When sequels first appeared, they lacked a story strand that ran through several movies. Nowadays, the first film in a franchise is not a standalone product: audiences expect that characters and actors will reappear in sequels and that storylines will continue from one movie to another. The Oscar winner Adrien Brody, for example, recently signed up to appear in the next instalment of the Predator franchise – on doing so, he was asked to sign a contract that said he would appear in sequels if required.
Nonetheless, if the opening film in a franchise fails to meet expectations, planned sequels can be abandoned. That is what happened with the 2007 Philip Pullman adaptation The Golden Compass. In the case of Ang Lee's Hulk (2003), the studio tried to pretend the film did not exist and gave the character another try five years later.
In 1974, the modern sequel got off to a great start with Francis Ford Coppola's The Godfather: Part II. The only sequel to win an Oscar for best film, it is considered by many critics to be the best of all time. In the later 1970s and the 1980s, however, sequels became subject to the law of diminishing returns, until it was deemed that they were no longer viable – a decision that seemed to take forever regarding the Police Academy series. However, the advent of the home video market, combined with a better understanding of audience taste, ensured that in the 1990s sequels started to make more money than originals. Fanbases were built up on video and then capitalised upon in the cinema.

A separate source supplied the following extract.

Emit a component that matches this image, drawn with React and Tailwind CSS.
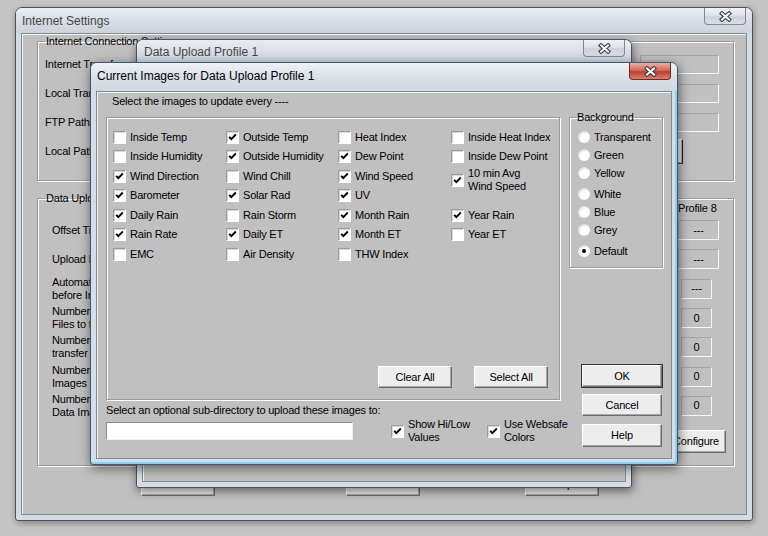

The Cass Business School research speaks warmly about the effect on DVD sales of earlier entries in a franchise when a new film is released.
At the end of 2010, it will be a huge surprise if the top three box-office hits are not Toy Story 3, Iron Man 2 and Harry Potter and the Deathly Hallows: Part I. That Harry Potter title is quite something – a sequel with "Part I" latched on to its title, without a hint of irony.